• Data segment

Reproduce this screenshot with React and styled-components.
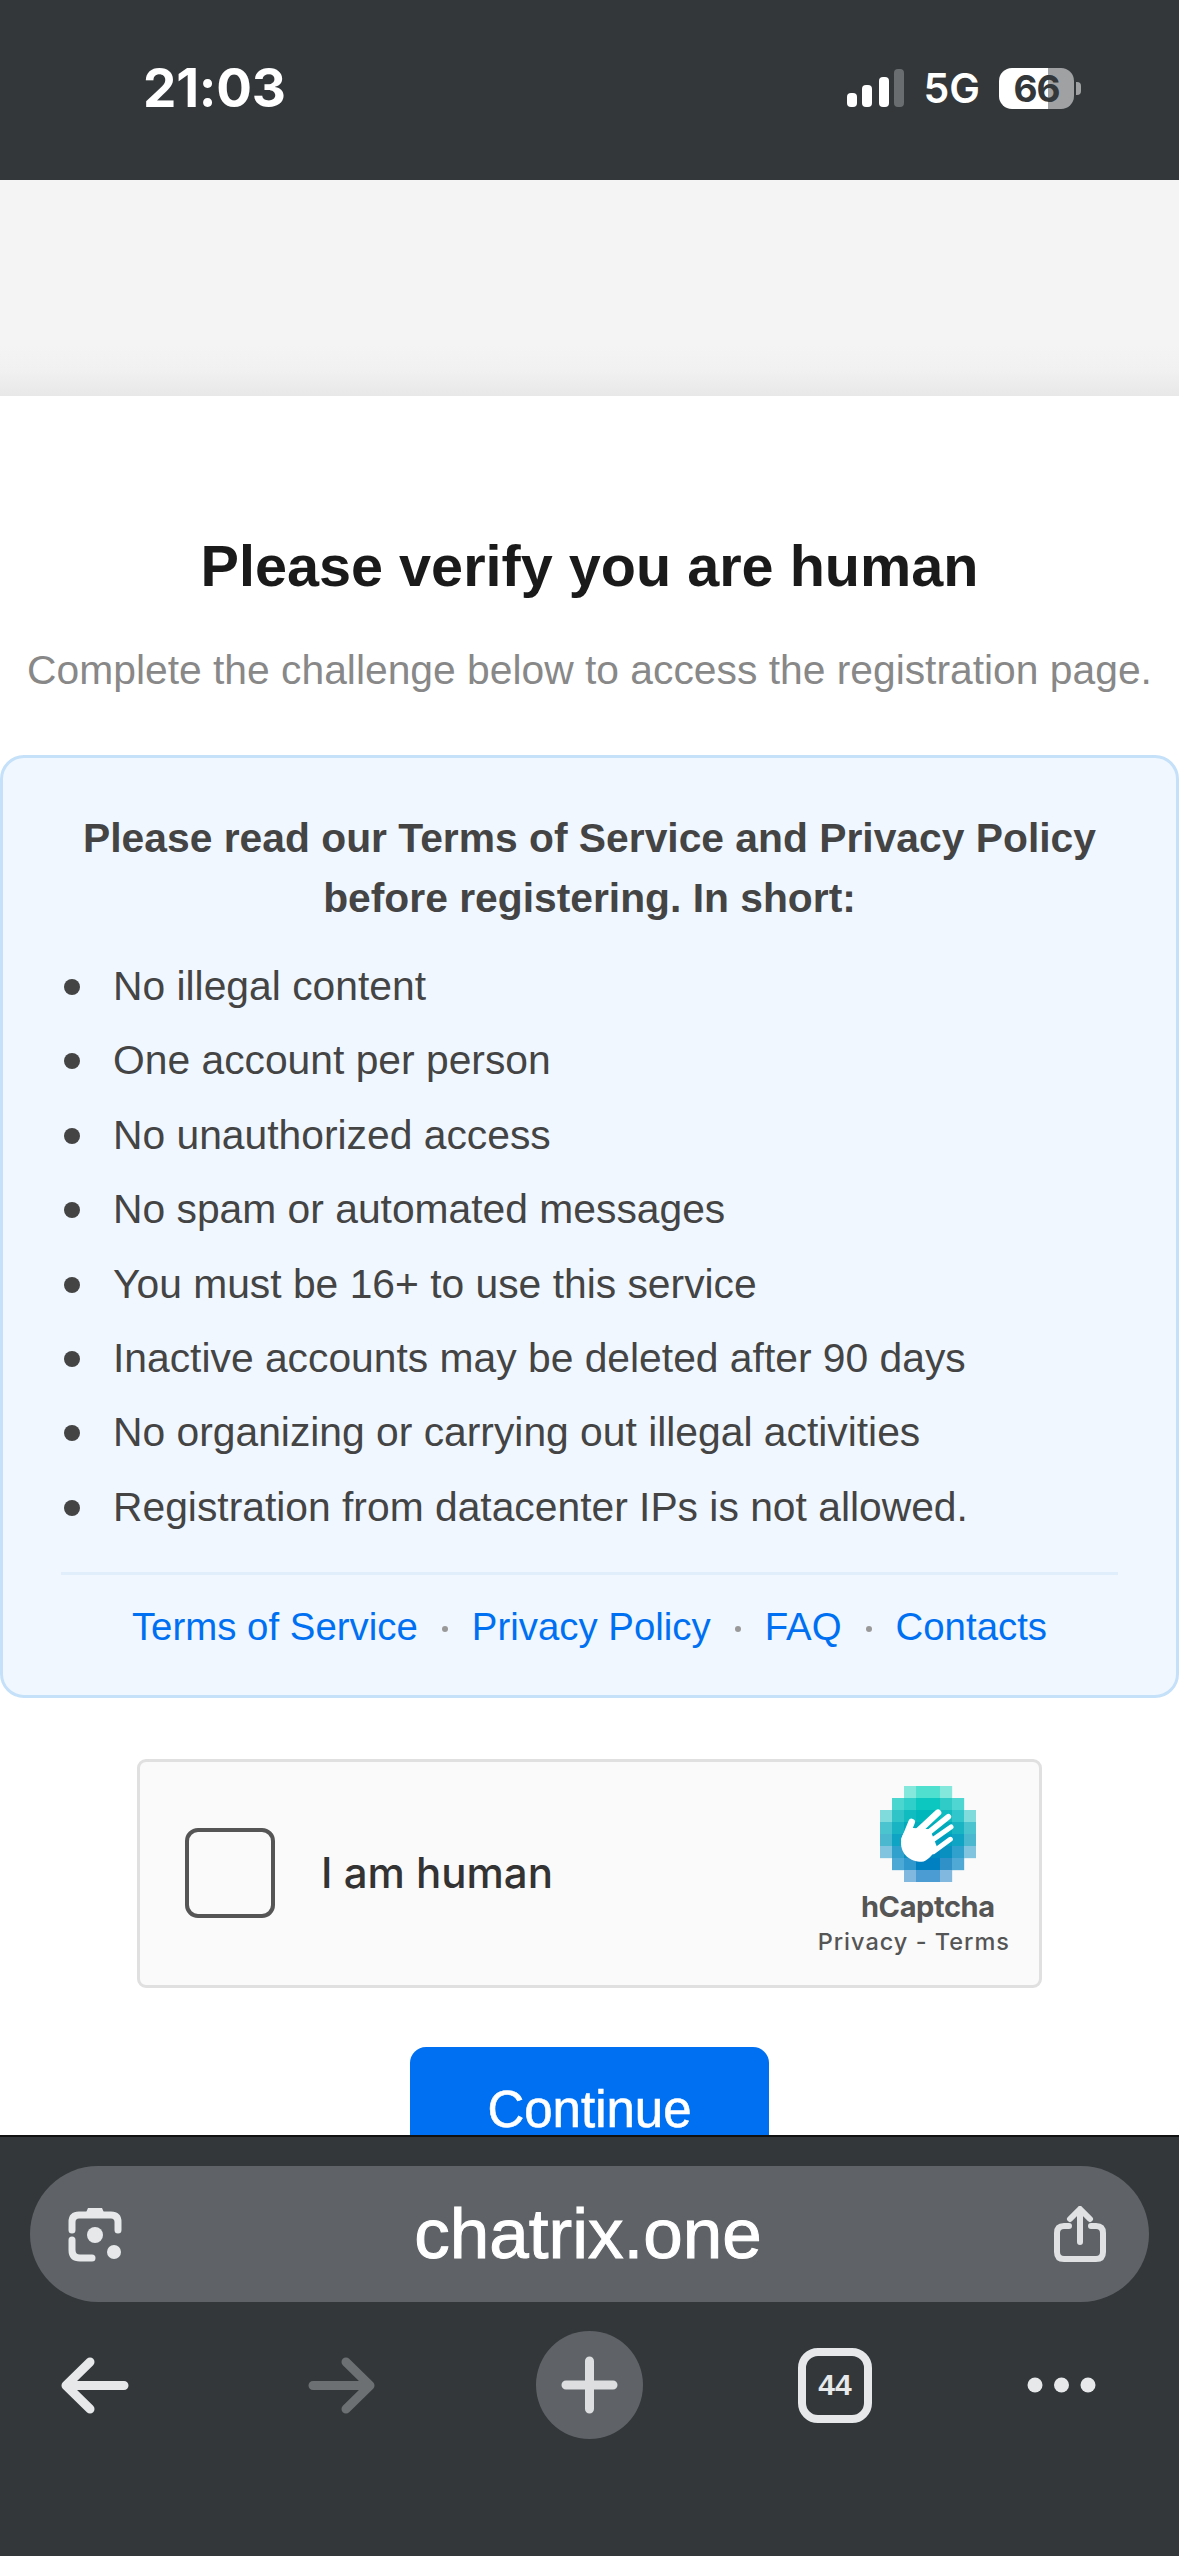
import React from "react";
import styled, { createGlobalStyle } from "styled-components";

const rules = [
  "No illegal content",
  "One account per person",
  "No unauthorized access",
  "No spam or automated messages",
  "You must be 16+ to use this service",
  "Inactive accounts may be deleted after 90 days",
  "No organizing or carrying out illegal activities",
  "Registration from datacenter IPs is not allowed.",
];

const links = ["Terms of Service", "Privacy Policy", "FAQ", "Contacts"];

const logoRows = [
  [2, ["#84e8dd", "#4fe0d0", "#4fe0d0", "#84e8dd"]],
  [1, ["#4bd6cf", "#30cfc9", "#0cc7bf", "#0cc7bf", "#30cbc7", "#4fd6d2"]],
  [0, ["#80dcdc", "#30c4c8", "#10bcc0", "#00b8bc", "#00b8bc", "#10bcc0", "#30c6cc", "#80dcdc"]],
  [0, ["#4cc4d0", "#18b4c4", "#00acbc", "#00acbc", "#00acbc", "#00acbc", "#18b4c4", "#4cc4d0"]],
  [0, ["#4cb8d0", "#10a4c4", "#00a0c0", "#00a0c0", "#00a0c0", "#00a0c0", "#10a4c4", "#4cb8d0"]],
  [0, ["#80c4e0", "#30a0cc", "#0a90c0", "#0088c0", "#0088c0", "#0a90c0", "#30a0cc", "#80c4e0"]],
  [1, ["#4ca8d4", "#3098cc", "#0080c0", "#0080c0", "#3090c8", "#50a8d4"]],
  [2, ["#80b8e0", "#4c9cd4", "#4c9cd4", "#80b8e0"]],
];

const HCaptchaLogo = () => (
  <LogoSvg viewBox="0 0 288 288">
    {logoRows.map(([start, cells], y) =>
      cells.map((fill, x) => (
        <rect key={`${x}-${y}`} x={(start + x) * 36} y={y * 36} width="36.5" height="36.5" fill={fill} />
      ))
    )}
    <path d="M63 170 C63 150 72 135 90 125 L150 130 L172 185 C160 205 140 227 125 227 C90 227 63 205 63 170 Z" fill="#fff" />
    <g stroke="#fff" strokeLinecap="round" fill="none">
      <path d="M74 160 L95 108" strokeWidth="20" />
      <path d="M115 135 L174 80" strokeWidth="20" />
      <path d="M145 140 L205 92" strokeWidth="17" />
      <path d="M160 160 L213 123" strokeWidth="15" />
      <path d="M160 197 L211 160" strokeWidth="15" />
    </g>
  </LogoSvg>
);

const App = () => {
  return (
    <Screen>
      <GlobalStyle />
      <StatusBar>
        <Time>21:03</Time>
        <StatusRight>
          <SignalSvg viewBox="0 0 57 38">
            <rect x="0" y="24" width="10" height="14" rx="4" fill="#fff" />
            <rect x="15" y="16" width="10" height="22" rx="4" fill="#fff" />
            <rect x="32" y="8" width="10" height="30" rx="4" fill="#fff" />
            <rect x="47" y="0" width="10" height="38" rx="4" fill="#6a6d70" />
          </SignalSvg>
          <Network>5G</Network>
          <Battery>66</Battery>
        </StatusRight>
      </StatusBar>

      <Page>
        <TopBand />
        <Title>Please verify you are human</Title>
        <Subtitle>Complete the challenge below to access the registration page.</Subtitle>

        <InfoBox>
          <InfoHeading>
            Please read our Terms of Service and Privacy Policy
            <br />
            before registering. In short:
          </InfoHeading>
          <RuleList>
            {rules.map((rule) => (
              <li key={rule}>{rule}</li>
            ))}
          </RuleList>
          <LinkRow>
            {links.map((link, i) => (
              <React.Fragment key={link}>
                {i > 0 && <LinkDot />}
                <InfoLink>{link}</InfoLink>
              </React.Fragment>
            ))}
          </LinkRow>
        </InfoBox>

        <Captcha>
          <CheckBox />
          <CaptchaLabel>I am human</CaptchaLabel>
          <CaptchaBrand>
            <HCaptchaLogo />
            <BrandName>hCaptcha</BrandName>
            <BrandLinks>Privacy - Terms</BrandLinks>
          </CaptchaBrand>
        </Captcha>

        <ContinueButton>Continue</ContinueButton>
      </Page>

      <BrowserBar>
        <UrlPill>
          <PillIcon width="54" height="56" viewBox="0 0 54 56">
            <path d="M17 9 L20 2 H34 L37 9 Z" fill="#e6e8ea" />
            <path d="M4 24 V16 Q4 9 11 9 H43 Q50 9 50 16 V24" fill="none" stroke="#e6e8ea" strokeWidth="7" strokeLinecap="round" />
            <path d="M4 34 V44 Q4 52 12 52 H24" fill="none" stroke="#e6e8ea" strokeWidth="7" strokeLinecap="round" />
            <circle cx="27" cy="29" r="8" fill="#e6e8ea" />
            <circle cx="46" cy="46" r="7" fill="#e6e8ea" />
          </PillIcon>
          <UrlText>chatrix.one</UrlText>
          <PillIcon width="52" height="56" viewBox="0 0 52 56">
            <path d="M15 20 H10 Q3 20 3 27 V46 Q3 53 10 53 H42 Q49 53 49 46 V27 Q49 20 42 20 H37" fill="none" stroke="#dfe1e3" strokeWidth="6" strokeLinecap="round" />
            <path d="M26 36 V4 M16 13 L26 3 L36 13" fill="none" stroke="#dfe1e3" strokeWidth="6" strokeLinecap="round" strokeLinejoin="round" />
          </PillIcon>
        </UrlPill>

        <Toolbar>
          <ToolIcon width="69" height="57" viewBox="0 0 69 57">
            <path d="M30 5 L6 28.5 L30 52 M6 28.5 H64" fill="none" stroke="#e6e8ea" strokeWidth="9" strokeLinecap="round" strokeLinejoin="round" />
          </ToolIcon>
          <ToolIcon $gap={179} width="68" height="57" viewBox="0 0 68 57">
            <path d="M38 5 L62 28.5 L38 52 M62 28.5 H5" fill="none" stroke="#6d7072" strokeWidth="9" strokeLinecap="round" strokeLinejoin="round" />
          </ToolIcon>
          <PlusButton>
            <svg width="57" height="58" viewBox="0 0 57 58">
              <path d="M28.5 5 V53 M5 29 H52" fill="none" stroke="#dcdee0" strokeWidth="9" strokeLinecap="round" />
            </svg>
          </PlusButton>
          <TabCount>44</TabCount>
          <ToolIcon $gap={155} width="69" height="16" viewBox="0 0 69 16">
            <circle cx="8" cy="8" r="7.5" fill="#e6e8ea" />
            <circle cx="34.5" cy="8" r="7.5" fill="#e6e8ea" />
            <circle cx="61" cy="8" r="7.5" fill="#e6e8ea" />
          </ToolIcon>
        </Toolbar>
      </BrowserBar>
    </Screen>
  );
};

const GlobalStyle = createGlobalStyle`
  html, body {
    margin: 0;
    padding: 0;
    background: #fff;
  }
`

const Screen = styled.div`
  display: flex;
  flex-direction: column;
  width: 1179px;
  height: 2556px;
  overflow: hidden;
  font-family: "Liberation Sans", Arial, sans-serif;
`

const StatusBar = styled.div`
  flex: 0 0 180px;
  display: flex;
  justify-content: space-between;
  align-items: flex-start;
  box-sizing: border-box;
  padding: 58px 105px 0 143px;
  background: #33373a;
  color: #fff;
`

const Time = styled.div`
  font-family: "Inter", sans-serif;
  font-size: 53px;
  font-weight: 700;
  line-height: 60px;
  letter-spacing: -0.2px;
`

const StatusRight = styled.div`
  display: flex;
  align-items: center;
  height: 60px;
`

const SignalSvg = styled.svg`
  width: 57px;
  height: 38px;
`

const Network = styled.div`
  margin-left: 20px;
  font-family: "Inter", sans-serif;
  font-size: 41px;
  font-weight: 600;
`

const Battery = styled.div`
  position: relative;
  display: flex;
  justify-content: center;
  align-items: center;
  width: 75px;
  height: 41px;
  margin-left: 19px;
  border-radius: 13px;
  background: linear-gradient(to right, #fff 65%, #9fa1a3 65%);
  color: #33373a;
  font-family: "Inter", sans-serif;
  font-size: 37px;
  font-weight: 700;
  letter-spacing: -1px;

  &::after {
    content: "";
    position: absolute;
    left: 77px;
    top: 14px;
    width: 5px;
    height: 13px;
    border-radius: 0 4px 4px 0;
    background: #9fa1a3;
  }
`

const Page = styled.div`
  flex: 1;
  min-height: 0;
  overflow: hidden;
  display: flex;
  flex-direction: column;
  align-items: center;
  background: #fff;
`

const TopBand = styled.div`
  flex: 0 0 216px;
  align-self: stretch;
  background: linear-gradient(to bottom, #f4f4f4 0, #f4f4f4 165px, #f1f1f1 190px, #e8e8e8 100%);
`

const Title = styled.h1`
  margin: 134px 0 0;
  font-size: 57.6px;
  font-weight: 700;
  line-height: 72px;
  color: #1a1a1a;
`

const Subtitle = styled.p`
  margin: 43px 0 0;
  font-size: 40.8px;
  line-height: 50px;
  color: #888;
  white-space: nowrap;
`

const InfoBox = styled.div`
  box-sizing: border-box;
  flex: 0 0 943px;
  align-self: stretch;
  margin-top: 60px;
  padding: 50px 58px 0;
  border: 3px solid #c5e0f9;
  border-radius: 24px;
  background: #f0f7ff;
`

const InfoHeading = styled.div`
  font-size: 40.8px;
  font-weight: 700;
  line-height: 60px;
  text-align: center;
  color: #444;
`

const RuleList = styled.ul`
  margin: 27px 0 0;
  padding: 0 0 34px 52px;
  border-bottom: 3px solid #e0edfb;
  list-style: none;
  font-size: 40.8px;
  line-height: 62.4px;
  color: #444;

  li {
    position: relative;
    margin-bottom: 12px;
  }

  li:last-child {
    margin-bottom: 0;
  }

  li::before {
    content: "";
    position: absolute;
    left: -49px;
    top: 24px;
    width: 16px;
    height: 16px;
    border-radius: 50%;
    background: #444;
  }
`

const LinkRow = styled.div`
  display: flex;
  justify-content: center;
  align-items: center;
  margin-top: 24px;
  line-height: 56px;
  font-size: 38.4px;
`

const InfoLink = styled.span`
  color: #0070f3;
`

const LinkDot = styled.span`
  width: 6px;
  height: 6px;
  margin: 4px 24px 0;
  border-radius: 50%;
  background: #999;
`

const Captcha = styled.div`
  box-sizing: border-box;
  flex: 0 0 229px;
  display: flex;
  align-items: center;
  width: 905px;
  margin-top: 61px;
  padding: 0 29px 2px 45px;
  border: 3px solid #e0e0e0;
  border-radius: 9px;
  background: #fafafa;
`

const CheckBox = styled.div`
  box-sizing: border-box;
  width: 90px;
  height: 90px;
  border: 4px solid #555;
  border-radius: 13px;
  background: #fafafa;
`

const CaptchaLabel = styled.div`
  margin-left: 46px;
  font-family: "Inter", sans-serif;
  font-size: 42px;
  font-weight: 500;
  color: #333;
`

const CaptchaBrand = styled.div`
  align-self: flex-start;
  margin-left: auto;
  padding-top: 24px;
  display: flex;
  flex-direction: column;
  align-items: center;
  color: #555;
  font-family: "Inter", sans-serif;
`

const LogoSvg = styled.svg`
  display: block;
  width: 96px;
  height: 96px;
  margin-left: 29px;
`

const BrandName = styled.div`
  margin: 7px 0 0 28px;
  font-size: 29px;
  font-weight: 700;
  line-height: 36px;
  letter-spacing: -0.4px;
`

const BrandLinks = styled.div`
  margin-top: 3px;
  font-size: 23.5px;
  font-weight: 500;
  line-height: 28px;
  letter-spacing: 1px;
`

const ContinueButton = styled.div`
  flex: 0 0 auto;
  box-sizing: border-box;
  width: 359px;
  height: 110px;
  margin-top: 59px;
  padding-top: 37px;
  border-radius: 16px;
  background: #0070f3;
  color: #fff;
  font-size: 51px;
  line-height: 51px;
  text-align: center;
  -webkit-text-stroke: 0.6px #fff;
`

const BrowserBar = styled.div`
  flex: 0 0 421px;
  box-sizing: border-box;
  padding: 29px 30px 0;
  border-top: 2px solid #111;
  background: #33373a;
`

const UrlPill = styled.div`
  display: flex;
  justify-content: space-between;
  align-items: center;
  box-sizing: border-box;
  width: 1119px;
  height: 136px;
  padding: 0 43px 0 38px;
  border-radius: 68px;
  background: #5f6367;
`

const PillIcon = styled.svg`
  flex: none;
`

const UrlText = styled.div`
  color: #fff;
  font-size: 71px;
  line-height: 80px;
  -webkit-text-stroke: 1px #fff;
`

const Toolbar = styled.div`
  display: flex;
  align-items: center;
  height: 108px;
  margin: 29px 0 0 30px;
`

const ToolIcon = styled.svg`
  flex: none;
  margin-left: ${(props) => props.$gap || 0}px;
`

const PlusButton = styled.div`
  display: flex;
  justify-content: center;
  align-items: center;
  width: 107px;
  height: 108px;
  margin-left: 160px;
  border-radius: 50%;
  background: #5f6367;
`

const TabCount = styled.div`
  box-sizing: border-box;
  display: flex;
  justify-content: center;
  align-items: center;
  width: 74px;
  height: 75px;
  margin-left: 155px;
  border: 8px solid #e6e8ea;
  border-radius: 20px;
  color: #e6e8ea;
  font-size: 30px;
  font-weight: 700;
`

export default App;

• The request
What is the number of lines containing "React"? Give that number only.

• Result of the exercise
4